• [Dataset items]:
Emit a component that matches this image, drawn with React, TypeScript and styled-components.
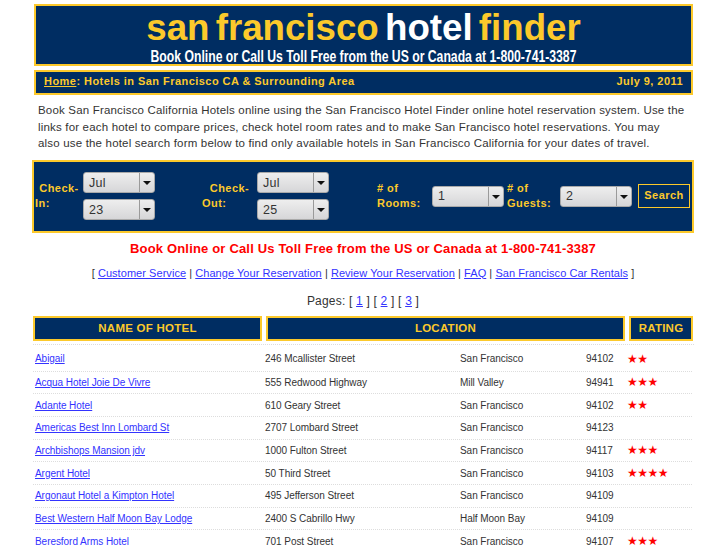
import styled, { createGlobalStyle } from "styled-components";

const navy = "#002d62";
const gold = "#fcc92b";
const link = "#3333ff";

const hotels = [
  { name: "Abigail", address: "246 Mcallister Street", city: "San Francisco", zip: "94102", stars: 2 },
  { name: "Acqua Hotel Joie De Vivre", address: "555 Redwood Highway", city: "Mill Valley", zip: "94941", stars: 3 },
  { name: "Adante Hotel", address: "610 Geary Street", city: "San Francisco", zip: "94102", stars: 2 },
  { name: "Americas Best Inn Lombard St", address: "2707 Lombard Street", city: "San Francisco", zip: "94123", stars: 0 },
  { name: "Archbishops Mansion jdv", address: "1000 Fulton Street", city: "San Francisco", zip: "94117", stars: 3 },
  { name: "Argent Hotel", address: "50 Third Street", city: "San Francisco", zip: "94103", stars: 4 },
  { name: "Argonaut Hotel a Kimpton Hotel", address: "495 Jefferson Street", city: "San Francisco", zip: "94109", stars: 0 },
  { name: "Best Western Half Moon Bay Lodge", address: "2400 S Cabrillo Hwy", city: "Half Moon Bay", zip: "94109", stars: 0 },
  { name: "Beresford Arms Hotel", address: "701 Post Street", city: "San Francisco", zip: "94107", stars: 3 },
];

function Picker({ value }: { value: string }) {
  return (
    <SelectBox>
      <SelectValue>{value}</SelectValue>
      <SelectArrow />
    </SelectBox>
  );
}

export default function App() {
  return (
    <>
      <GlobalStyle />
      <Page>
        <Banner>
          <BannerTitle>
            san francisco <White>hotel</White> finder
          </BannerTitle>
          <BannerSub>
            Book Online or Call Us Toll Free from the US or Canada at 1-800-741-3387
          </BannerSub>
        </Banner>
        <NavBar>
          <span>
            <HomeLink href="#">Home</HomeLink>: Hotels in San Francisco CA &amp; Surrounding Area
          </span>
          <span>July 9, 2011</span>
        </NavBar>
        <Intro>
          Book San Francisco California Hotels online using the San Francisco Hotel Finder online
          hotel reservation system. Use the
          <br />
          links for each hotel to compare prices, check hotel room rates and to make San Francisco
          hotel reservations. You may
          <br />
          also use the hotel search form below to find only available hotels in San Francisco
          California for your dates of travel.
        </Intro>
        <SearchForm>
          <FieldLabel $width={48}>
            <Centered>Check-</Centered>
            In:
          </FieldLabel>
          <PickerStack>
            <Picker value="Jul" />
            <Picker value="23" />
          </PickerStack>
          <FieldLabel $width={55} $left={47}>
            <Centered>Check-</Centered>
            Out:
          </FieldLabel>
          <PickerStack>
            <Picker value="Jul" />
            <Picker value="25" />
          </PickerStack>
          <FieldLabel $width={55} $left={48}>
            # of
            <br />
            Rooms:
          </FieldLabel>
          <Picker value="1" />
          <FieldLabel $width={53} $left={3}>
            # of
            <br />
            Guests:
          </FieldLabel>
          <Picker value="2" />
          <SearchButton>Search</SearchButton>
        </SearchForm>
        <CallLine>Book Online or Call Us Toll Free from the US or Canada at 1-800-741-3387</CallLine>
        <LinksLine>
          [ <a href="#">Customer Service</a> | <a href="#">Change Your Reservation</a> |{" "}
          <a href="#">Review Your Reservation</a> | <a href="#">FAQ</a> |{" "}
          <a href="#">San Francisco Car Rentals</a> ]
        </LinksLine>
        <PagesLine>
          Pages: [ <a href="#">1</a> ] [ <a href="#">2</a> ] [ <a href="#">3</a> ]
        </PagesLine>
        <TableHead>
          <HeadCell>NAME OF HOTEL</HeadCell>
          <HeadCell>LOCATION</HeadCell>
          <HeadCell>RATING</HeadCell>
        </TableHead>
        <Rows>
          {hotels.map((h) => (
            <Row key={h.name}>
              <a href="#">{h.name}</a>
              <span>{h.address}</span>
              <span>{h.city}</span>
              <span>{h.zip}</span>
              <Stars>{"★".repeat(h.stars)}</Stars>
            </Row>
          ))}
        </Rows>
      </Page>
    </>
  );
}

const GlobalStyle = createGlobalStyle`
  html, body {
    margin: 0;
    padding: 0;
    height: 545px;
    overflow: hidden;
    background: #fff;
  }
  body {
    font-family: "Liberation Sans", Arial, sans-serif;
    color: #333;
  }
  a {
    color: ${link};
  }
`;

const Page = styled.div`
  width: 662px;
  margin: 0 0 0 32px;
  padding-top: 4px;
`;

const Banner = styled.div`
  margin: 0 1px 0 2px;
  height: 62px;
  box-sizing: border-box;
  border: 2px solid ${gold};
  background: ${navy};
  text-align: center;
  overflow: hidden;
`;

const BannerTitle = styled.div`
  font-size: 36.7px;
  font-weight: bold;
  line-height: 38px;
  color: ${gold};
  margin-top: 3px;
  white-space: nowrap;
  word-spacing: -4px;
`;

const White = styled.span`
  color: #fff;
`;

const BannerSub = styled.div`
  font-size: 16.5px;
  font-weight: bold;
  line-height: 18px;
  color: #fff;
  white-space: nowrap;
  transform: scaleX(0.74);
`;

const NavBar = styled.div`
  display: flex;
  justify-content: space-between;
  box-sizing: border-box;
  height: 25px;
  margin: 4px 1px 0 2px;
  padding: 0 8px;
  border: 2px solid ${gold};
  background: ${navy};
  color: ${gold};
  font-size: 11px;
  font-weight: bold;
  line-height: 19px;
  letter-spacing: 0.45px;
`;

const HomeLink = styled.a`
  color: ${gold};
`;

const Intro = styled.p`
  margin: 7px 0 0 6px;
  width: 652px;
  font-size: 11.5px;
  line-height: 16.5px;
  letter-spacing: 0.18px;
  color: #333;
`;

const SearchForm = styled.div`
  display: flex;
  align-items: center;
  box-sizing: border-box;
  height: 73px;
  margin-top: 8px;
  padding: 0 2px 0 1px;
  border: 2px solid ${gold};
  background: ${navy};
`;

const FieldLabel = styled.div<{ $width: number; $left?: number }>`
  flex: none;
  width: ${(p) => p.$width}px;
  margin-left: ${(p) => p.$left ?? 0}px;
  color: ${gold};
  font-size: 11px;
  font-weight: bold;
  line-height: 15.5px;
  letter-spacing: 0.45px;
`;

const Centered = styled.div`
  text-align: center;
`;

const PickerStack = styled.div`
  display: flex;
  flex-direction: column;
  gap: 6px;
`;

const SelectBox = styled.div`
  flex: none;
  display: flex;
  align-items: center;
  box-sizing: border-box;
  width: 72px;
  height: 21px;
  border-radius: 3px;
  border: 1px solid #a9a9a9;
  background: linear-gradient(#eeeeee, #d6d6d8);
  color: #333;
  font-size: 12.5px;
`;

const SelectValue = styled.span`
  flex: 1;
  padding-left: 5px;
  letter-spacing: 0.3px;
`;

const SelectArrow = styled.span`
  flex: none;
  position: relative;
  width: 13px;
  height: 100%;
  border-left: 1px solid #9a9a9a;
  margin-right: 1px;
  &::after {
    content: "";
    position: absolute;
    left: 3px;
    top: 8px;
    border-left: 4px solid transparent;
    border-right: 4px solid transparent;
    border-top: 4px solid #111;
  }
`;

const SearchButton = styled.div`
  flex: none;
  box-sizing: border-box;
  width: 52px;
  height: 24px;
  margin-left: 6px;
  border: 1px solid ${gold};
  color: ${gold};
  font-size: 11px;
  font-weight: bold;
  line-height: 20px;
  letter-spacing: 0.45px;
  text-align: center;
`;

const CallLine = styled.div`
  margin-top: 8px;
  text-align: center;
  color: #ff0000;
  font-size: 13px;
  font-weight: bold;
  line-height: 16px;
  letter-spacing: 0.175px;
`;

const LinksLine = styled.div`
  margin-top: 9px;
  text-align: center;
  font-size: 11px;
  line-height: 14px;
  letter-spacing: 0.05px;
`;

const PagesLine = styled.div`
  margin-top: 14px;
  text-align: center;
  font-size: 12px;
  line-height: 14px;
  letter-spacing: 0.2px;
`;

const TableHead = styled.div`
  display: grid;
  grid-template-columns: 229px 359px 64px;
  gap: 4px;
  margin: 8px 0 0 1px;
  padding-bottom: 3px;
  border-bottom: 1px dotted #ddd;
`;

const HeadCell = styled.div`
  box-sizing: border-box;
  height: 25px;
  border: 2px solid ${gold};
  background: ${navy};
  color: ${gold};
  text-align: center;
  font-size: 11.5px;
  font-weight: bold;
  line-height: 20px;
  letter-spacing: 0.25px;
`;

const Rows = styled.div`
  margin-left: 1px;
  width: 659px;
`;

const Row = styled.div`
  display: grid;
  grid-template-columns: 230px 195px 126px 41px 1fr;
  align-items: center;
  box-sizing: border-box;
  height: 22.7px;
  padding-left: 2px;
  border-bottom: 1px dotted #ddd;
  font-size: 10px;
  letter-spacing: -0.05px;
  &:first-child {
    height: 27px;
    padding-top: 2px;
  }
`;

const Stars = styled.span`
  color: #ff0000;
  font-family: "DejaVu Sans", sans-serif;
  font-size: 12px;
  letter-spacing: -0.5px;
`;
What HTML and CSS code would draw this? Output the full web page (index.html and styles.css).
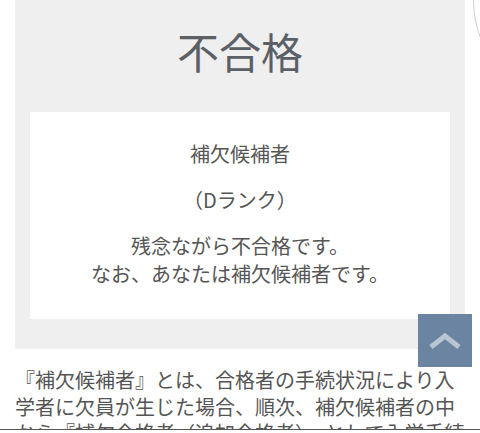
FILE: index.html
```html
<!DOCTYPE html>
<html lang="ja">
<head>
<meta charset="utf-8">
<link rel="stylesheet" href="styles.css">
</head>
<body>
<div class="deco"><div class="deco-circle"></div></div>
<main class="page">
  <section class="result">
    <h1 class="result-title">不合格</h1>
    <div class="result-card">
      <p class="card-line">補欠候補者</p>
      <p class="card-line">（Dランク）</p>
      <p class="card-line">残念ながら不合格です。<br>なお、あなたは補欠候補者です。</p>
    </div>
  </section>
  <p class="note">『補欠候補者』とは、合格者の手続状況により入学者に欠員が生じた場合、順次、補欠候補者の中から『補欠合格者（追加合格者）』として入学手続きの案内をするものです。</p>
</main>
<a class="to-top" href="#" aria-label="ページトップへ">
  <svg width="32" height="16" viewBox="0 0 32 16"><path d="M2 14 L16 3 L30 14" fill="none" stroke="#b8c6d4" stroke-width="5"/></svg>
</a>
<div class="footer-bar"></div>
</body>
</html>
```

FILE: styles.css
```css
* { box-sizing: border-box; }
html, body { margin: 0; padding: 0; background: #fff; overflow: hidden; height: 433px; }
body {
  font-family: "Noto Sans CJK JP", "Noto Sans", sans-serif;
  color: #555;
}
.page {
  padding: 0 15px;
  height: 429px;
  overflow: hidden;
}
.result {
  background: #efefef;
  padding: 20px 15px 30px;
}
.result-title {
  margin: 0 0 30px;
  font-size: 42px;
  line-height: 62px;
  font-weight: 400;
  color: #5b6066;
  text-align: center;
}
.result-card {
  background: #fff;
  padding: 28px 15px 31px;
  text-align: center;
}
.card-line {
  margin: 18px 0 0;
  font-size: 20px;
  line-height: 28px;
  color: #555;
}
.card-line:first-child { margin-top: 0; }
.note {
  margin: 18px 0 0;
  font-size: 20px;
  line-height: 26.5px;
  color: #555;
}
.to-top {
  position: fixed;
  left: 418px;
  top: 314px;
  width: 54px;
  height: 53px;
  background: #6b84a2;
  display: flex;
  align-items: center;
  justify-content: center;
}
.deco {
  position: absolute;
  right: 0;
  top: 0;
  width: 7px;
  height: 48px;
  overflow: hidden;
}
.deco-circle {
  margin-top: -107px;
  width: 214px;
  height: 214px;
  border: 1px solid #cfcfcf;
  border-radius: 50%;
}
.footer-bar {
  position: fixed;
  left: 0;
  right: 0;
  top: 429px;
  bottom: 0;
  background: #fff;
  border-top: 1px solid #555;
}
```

• [Short exercise]:
Using the material above, gather every line that includes "components".

• [Response for this exercise]:
Emit a component that matches this image, drawn with React, TypeScript and styled-components.
import styled, { createGlobalStyle } from "styled-components";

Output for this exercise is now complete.